La fondation hospitalière
Une fondation hospitalière est une personne morale de droit privé à but non lucratif créée à l’initiative d’un ou plusieurs établissements publics de santé pour la réalisation d’une ou plusieurs œuvres ou activités d’intérêt général en vue de concourir aux missions de recherche dévolues au service public hospitalier.
La fiscalité pour les donateurs
Les fondations permettent aux particuliers et aux entreprises de bénéficier d’importants avantages fiscaux au titre des dons qu’ils peuvent faire pour les fondations.
Pour les particuliers
Réduction d’impôt sur le revenu
L’article 200 du Code général des impôts dispose qu’ouvrent droit à une réduction d’impôt sur le revenu égale à 66 % de leur montant les sommes prises dans la limite de 20 % du revenu imposable qui correspondent à des dons et versements, y compris l’abandon exprès de revenus ou produits, effectués par les contribuables domiciliés en France au profit de fondations ou associations reconnues d’utilité publique mais également de fonds de dotation répondant à certains critères spécifiques.
Réduction d’impôt de solidarité sur la fortune
L’article 885-0 V bis A. issue de la loi Tepa du 22 août 2007 dispose que le redevable peut imputer sur l’impôt de solidarité sur la fortune, dans la limite de 50 000 euros, 75 % du montant des dons en numéraire et dons en pleine propriété de titres de sociétés admis aux négociations sur un marché réglementé français ou étranger effectués au profit (…) des fondations reconnues d’utilité publique (et leurs fondations abritées), les fondations de coopération scientifique, les fondations universitaires, les fondations partenariales.
Pour les entreprises
L’article 238 bis du code général des impôts précise qu’ouvrent droit à une réduction d’impôt égale à 60 % de leur montant les versements, pris dans la limite de 5 pour mille du chiffre d’affaires, effectués par les entreprises assujetties à l’impôt sur le revenu ou à l’impôt sur les sociétés au profit de fondations reconnues d’utilité publique, à la Fondation du Patrimoine et aux fonds de dotation sous certaines conditions.
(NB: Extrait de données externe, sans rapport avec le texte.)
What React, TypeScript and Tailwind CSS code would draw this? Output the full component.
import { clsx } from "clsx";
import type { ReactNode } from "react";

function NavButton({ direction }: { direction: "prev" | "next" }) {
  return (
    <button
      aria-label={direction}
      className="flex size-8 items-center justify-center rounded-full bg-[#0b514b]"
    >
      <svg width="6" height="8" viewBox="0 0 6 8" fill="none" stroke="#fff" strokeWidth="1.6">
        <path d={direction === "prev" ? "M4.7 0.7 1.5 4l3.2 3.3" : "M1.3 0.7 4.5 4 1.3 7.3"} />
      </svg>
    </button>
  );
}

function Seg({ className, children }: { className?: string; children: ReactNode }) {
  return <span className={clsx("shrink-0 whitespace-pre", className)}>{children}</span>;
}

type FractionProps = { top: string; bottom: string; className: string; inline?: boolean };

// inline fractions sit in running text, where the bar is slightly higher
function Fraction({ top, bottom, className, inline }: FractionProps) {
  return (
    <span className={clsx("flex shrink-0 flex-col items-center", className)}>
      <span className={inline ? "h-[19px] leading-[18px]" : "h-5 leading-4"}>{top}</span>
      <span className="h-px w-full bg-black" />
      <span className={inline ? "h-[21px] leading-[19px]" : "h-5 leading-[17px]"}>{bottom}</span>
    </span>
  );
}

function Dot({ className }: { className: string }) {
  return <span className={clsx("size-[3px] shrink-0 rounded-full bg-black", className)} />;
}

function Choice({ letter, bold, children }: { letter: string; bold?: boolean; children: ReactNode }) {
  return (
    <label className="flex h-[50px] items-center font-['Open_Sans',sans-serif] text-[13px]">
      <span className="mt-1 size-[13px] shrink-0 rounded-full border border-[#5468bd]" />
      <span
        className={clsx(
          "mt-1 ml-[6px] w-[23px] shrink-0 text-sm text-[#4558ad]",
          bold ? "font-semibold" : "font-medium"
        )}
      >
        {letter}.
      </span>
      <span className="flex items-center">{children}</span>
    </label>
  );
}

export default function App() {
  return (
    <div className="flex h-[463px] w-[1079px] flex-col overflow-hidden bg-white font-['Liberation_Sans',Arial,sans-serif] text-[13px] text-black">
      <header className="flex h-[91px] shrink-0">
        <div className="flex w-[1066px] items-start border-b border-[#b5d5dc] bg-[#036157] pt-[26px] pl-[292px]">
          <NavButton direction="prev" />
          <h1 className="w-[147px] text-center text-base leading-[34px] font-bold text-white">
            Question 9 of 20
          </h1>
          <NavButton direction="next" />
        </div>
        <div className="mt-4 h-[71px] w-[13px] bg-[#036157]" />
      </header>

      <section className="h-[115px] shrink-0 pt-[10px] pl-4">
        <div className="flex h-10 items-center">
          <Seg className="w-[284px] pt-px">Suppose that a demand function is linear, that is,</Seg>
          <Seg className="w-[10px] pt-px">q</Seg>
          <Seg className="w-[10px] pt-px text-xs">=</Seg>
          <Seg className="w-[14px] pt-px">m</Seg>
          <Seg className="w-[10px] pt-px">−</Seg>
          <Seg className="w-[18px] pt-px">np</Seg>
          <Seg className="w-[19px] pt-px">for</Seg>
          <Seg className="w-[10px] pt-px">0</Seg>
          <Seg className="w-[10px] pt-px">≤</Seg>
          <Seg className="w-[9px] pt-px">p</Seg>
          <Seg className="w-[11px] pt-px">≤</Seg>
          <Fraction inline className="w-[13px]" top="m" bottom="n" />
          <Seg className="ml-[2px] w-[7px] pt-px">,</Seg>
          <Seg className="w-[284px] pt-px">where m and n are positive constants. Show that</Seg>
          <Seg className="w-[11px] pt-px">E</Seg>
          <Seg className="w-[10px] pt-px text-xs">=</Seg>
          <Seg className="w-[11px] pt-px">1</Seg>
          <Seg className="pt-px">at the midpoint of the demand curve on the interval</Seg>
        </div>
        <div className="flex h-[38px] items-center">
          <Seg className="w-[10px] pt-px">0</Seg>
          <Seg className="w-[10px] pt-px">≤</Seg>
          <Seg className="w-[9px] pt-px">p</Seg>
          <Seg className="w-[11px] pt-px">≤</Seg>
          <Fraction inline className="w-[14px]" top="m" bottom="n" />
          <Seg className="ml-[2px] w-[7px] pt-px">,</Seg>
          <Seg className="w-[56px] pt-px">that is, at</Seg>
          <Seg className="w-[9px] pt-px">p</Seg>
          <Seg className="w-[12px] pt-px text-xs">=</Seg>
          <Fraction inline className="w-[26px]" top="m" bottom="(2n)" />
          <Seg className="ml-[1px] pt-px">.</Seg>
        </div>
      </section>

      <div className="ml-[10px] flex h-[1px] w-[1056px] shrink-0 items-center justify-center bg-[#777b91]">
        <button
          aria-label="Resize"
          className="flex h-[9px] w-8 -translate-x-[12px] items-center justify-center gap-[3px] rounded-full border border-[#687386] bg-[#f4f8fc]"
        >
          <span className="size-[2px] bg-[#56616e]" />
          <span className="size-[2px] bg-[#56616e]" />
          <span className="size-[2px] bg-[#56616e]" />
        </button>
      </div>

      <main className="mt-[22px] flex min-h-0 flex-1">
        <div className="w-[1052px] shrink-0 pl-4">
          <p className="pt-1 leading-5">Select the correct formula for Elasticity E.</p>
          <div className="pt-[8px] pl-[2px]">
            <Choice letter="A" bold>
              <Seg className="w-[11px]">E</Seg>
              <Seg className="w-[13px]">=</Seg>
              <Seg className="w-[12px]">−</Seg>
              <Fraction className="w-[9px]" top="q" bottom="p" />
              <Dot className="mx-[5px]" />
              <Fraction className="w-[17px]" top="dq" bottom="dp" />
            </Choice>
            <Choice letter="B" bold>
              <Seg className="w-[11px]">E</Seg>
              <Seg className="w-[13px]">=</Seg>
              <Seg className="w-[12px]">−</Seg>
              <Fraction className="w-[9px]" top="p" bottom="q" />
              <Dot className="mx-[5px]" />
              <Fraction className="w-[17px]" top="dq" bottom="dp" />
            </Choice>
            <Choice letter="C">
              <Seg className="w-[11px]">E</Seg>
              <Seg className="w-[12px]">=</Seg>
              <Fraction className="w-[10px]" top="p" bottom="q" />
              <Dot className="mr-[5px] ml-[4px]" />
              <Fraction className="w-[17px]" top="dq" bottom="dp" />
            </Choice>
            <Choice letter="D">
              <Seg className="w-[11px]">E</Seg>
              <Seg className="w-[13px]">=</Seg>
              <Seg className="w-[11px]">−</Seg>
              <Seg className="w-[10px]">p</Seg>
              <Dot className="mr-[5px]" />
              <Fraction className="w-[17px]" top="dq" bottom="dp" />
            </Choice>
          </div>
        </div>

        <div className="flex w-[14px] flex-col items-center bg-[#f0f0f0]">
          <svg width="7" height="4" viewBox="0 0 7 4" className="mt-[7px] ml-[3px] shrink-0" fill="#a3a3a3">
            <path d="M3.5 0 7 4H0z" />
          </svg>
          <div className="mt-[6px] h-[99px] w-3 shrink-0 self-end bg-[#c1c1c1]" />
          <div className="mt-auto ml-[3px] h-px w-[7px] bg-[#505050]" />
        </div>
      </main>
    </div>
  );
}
L’accompagnement des fondations
Si les fondations sont amenées à recevoir des dons et legs qui peuvent parfois être très significatifs, il est important que celles-ci soient accompagnées dans le choix de leurs investissements par des professionnels qualifiés. L’Autorité des marchés financiers (AMF) a publié un guide pour les fondations et fonds de dotations dans leurs démarches d’investissement en produits financiers. En effet, les fondations s’inscriront, pour la plupart d’entre elles, dans la catégorie des clients non professionnels, n’étant pas des clients professionnels par nature – établissements de crédit, entreprises d’investissement, sociétés de gestion… – ou ne répondant pas aux critères de taille – total du bilan égal ou supérieur à 20 millions d’euros, chiffre d’affaires net ou recettes nettes égaux ou supérieurs à 40 millions d’euros, capitaux propres égaux ou supérieurs à 2 millions d’euros. Elles doivent donc être accompagnées dans leur gestion institutionnelle qui est une discipline complexe. Ainsi l’AMF indique les étapes clés du processus d’investissement, qui sont des étapes de bon sens, mais qui méritent d’être rappelées.
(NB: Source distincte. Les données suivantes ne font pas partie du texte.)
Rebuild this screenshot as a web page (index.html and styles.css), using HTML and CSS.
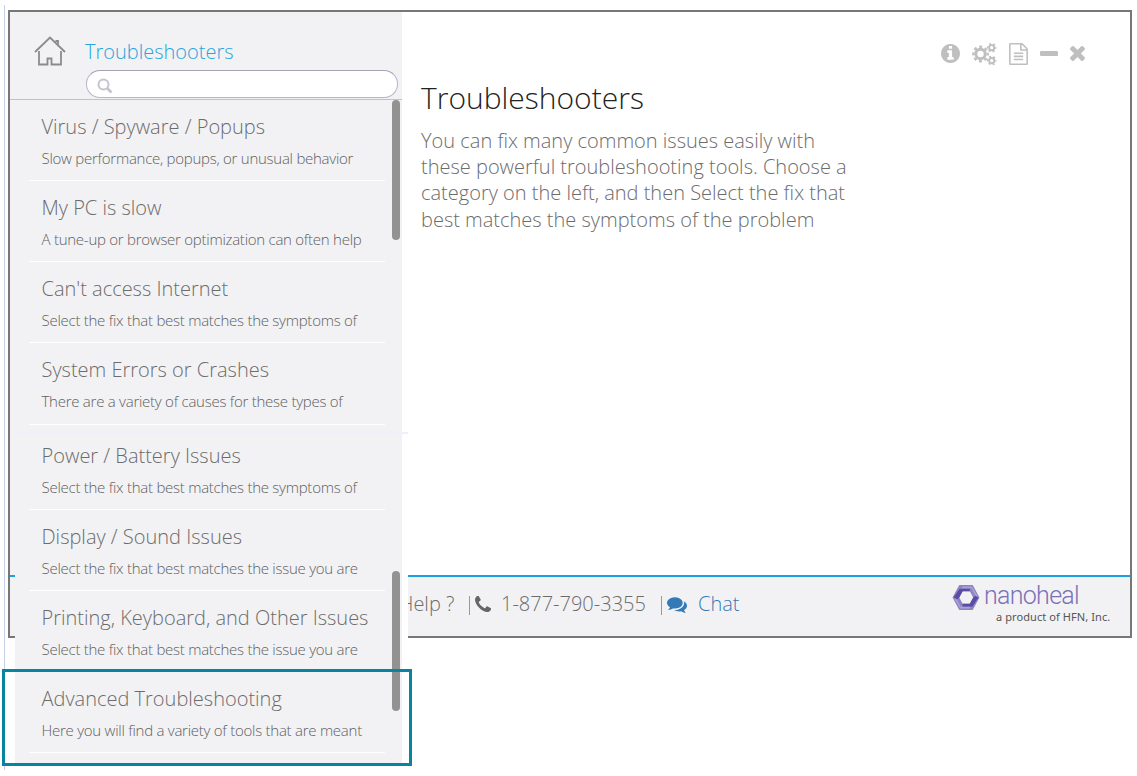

Si la philanthropie pouvait être un concept réservé à une certaine élite, ou à ce qu’on appelle encore les « High-Net-Worth-Individuals », il est indéniable que cette philosophie, état d’esprit ou manière d’aider les autres, s’est démocratisée grâce aux avantages fiscaux proposés qui permettent à la France d’être l’un des pays référents en matière de générosité du public.